I have seen this passage hanging on the walls of many of your homes, and that's great, unless it just becomes part of the wallpaper. You know, it's there, but you don't really notice it. Let me help you to see how world changing it can be.


First, this passage calls us to real love.

Most of what passes for love in our world is one of two kinds of counterfeit love.

·        There is cheap and easy love, which is the warm fuzzy emotion that makes hooking up, cohabitation and easy divorce possible.

·        Or, on the other hand, it is we are bombarded with images of wild, intimate love. TV, movies, commercials, facebook, and your email spam folder are screaming it into your life.

The problem is that both of those "LOVES" are completely selfish. They are all about me: me being loved, me being accepted, me being satisfied. At best, they are a business transaction. As long as both parties profit from the relationship it is good. When one party no longer "profits" it is over. 

Real love, however, is radically focused on the other person. Paul writes, love is not envious or boastful or arrogant or rude. It does not insist on its own way. In short, it isn't about you!!

Love is always putting the other person first. How much would it change your relationships if you were to just love others… without concern for what you get out of it, without concern for fairness, without concern for yourself? Not with envy, or boastfulness, or arrogance, or rudeness- not at all for yourself? How world-changing would it be if you were to take one of your hardest relationships and just pour yourself out for that person? Not regarding what you can get out of it, but only what you can put into it.

One proviso- This does not apply to abusive relationships. Those relationships are sick and need other kinds of intervention. 

I can already hear someone saying … Pastor, So and so, should hear this. They are so stuck on themselves.
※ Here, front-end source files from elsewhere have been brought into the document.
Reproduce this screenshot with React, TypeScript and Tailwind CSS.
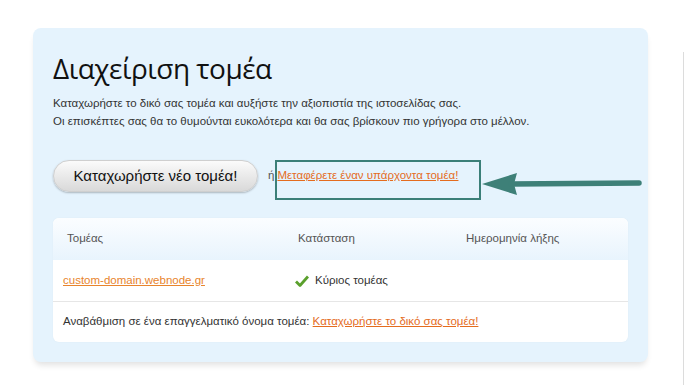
import React from "react";

const sans = { fontFamily: '"Liberation Sans", Arial, sans-serif' };

export default function App() {
  return (
    <div className="relative w-[686px] h-[385px] bg-white overflow-hidden" style={{ fontFamily: '"Liberation Sans", Arial, sans-serif' }}>
      <div className="absolute left-[683px] top-[52px] bottom-0 w-px bg-[#dcdcdc]" />
      <div className="pt-[28px] pl-[33px]">
        <div className="w-[615px] h-[334px] rounded-[8px] bg-[#e5f3fd] shadow-[0_5px_6px_-2px_rgba(0,0,0,0.12)] px-[20px] pt-[23px]">
          <h1 className="text-[28px] leading-[34px] text-[#111] tracking-[-0.5px]" style={{ fontFamily: '"Open Sans", "Liberation Sans", sans-serif', fontWeight: 400 }}>
            Διαχείριση τομέα
          </h1>
          <div className="mt-[9px] text-[11.5px] leading-[18px] text-[#333]" style={sans}>
            <p>Καταχωρήστε το δικό σας τομέα και αυξήστε την αξιοπιστία της ιστοσελίδας σας.</p>
            <p>Οι επισκέπτες σας θα το θυμούνται ευκολότερα και θα σας βρίσκουν πιο γρήγορα στο μέλλον.</p>
          </div>
          <div className="relative mt-[30px] flex items-center h-[32px]">
            <button className="w-[205px] h-[32px] rounded-full bg-gradient-to-b from-[#fbfbfb] to-[#d9d9d9] border border-[#cfcfcf] shadow-[0_1px_2px_rgba(0,0,0,0.25)] text-[15px] text-[#111]">
              Καταχωρήστε νέο τομέα!
            </button>
            <span className="ml-[10px] text-[11.5px] text-[#555]" style={sans}>ή</span>
            <a className="ml-[3px] text-[11.5px] text-[#e46c1e] underline" style={sans}>Μεταφέρετε έναν υπάρχοντα τομέα!</a>
            <div className="absolute left-[222px] top-[0px] w-[206px] h-[40px] border-[2px] border-[#3b7f78]" />
            <svg className="absolute left-[428px] top-[10px]" width="164" height="26" viewBox="0 0 164 26">
              <polygon points="1,14 36,3 33,14 36,25" fill="#3e8078" />
              <line x1="30" y1="14" x2="158" y2="13" stroke="#3e8078" strokeWidth="5.5" strokeLinecap="round" />
            </svg>
          </div>
          <div className="mt-[26px] rounded-[6px] bg-white overflow-hidden shadow-[0_0_2px_rgba(0,0,0,0.04)] text-[11.5px]" style={sans}>
            <div className="flex items-center h-[42px] bg-gradient-to-b from-[#fbfdff] to-[#e8f4fd] text-[#555]">
              <span className="pl-[14px] w-[245px]">Τομέας</span>
              <span className="w-[168px]">Κατάσταση</span>
              <span>Ημερομηνία λήξης</span>
            </div>
            <div className="flex items-center h-[42px] border-b border-[#e6e6e6]">
              <a className="ml-[10px] w-[232px] text-[#e8842c] underline">custom-domain.webnode.gr</a>
              <svg width="14" height="12" viewBox="0 0 14 12" className="mr-[6px]">
                <path d="M1 6.5 L5 10.5 L13 1.5" fill="none" stroke="#5aa02c" strokeWidth="2.8" strokeLinejoin="round" />
              </svg>
              <span className="text-[#333]">Κύριος τομέας</span>
            </div>
            <div className="flex items-center h-[40px] pl-[10px] text-[#333]">
              <span>Αναβάθμιση σε ένα επαγγελματικό όνομα τομέα:&nbsp;</span>
              <a className="text-[#e46c1e] underline">Καταχωρήστε το δικό σας τομέα!</a>
            </div>
          </div>
        </div>
      </div>
    </div>
  );
}
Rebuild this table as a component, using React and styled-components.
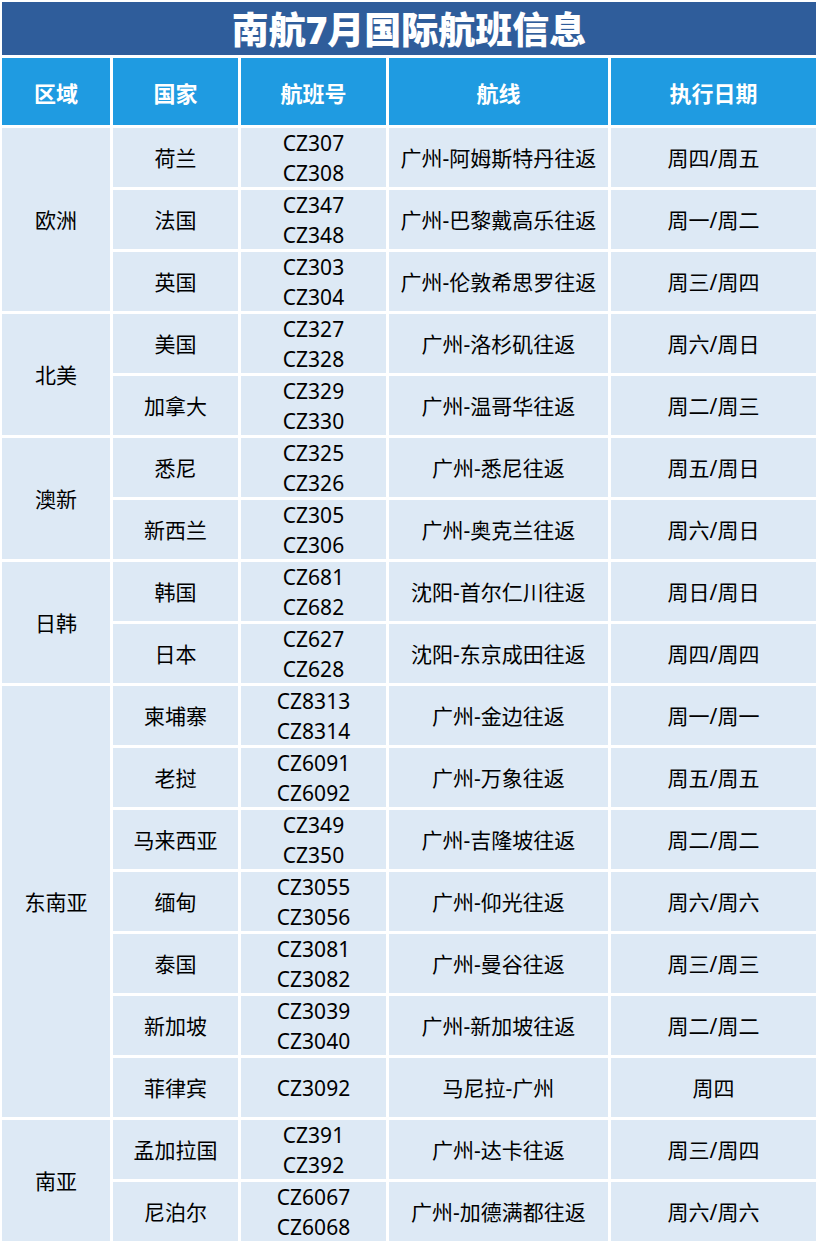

If only they could love me the way I deserve to be loved….wrong! It isn't about you. You can't control them… when you are together; you treat them as though they are the most important person in the world because in the eyes of love they are.

·        There is no "so that they will."

·        There is no "then they will."

·        There is no "I wish they would." That turns it all back to being about you.

You want to really make some trouble this week, choose one person, and love them without qualification or reservation.

·        People will wonder what you are up to, but that's good. If they notice, you are probably doing something right. If they get suspicious, you are probably doing it right. They aren't used to seeing real love in action. However, let them wonder, and then stand back, because their world is about to change. 

·        Someone may try to take advantage of you. That's OK, that's probably because they have never really been loved and they don't know how to respond.  It's OK to draw your boundary or your limit so they don't take advantage of you.  But then go right back to loving them the very best you can.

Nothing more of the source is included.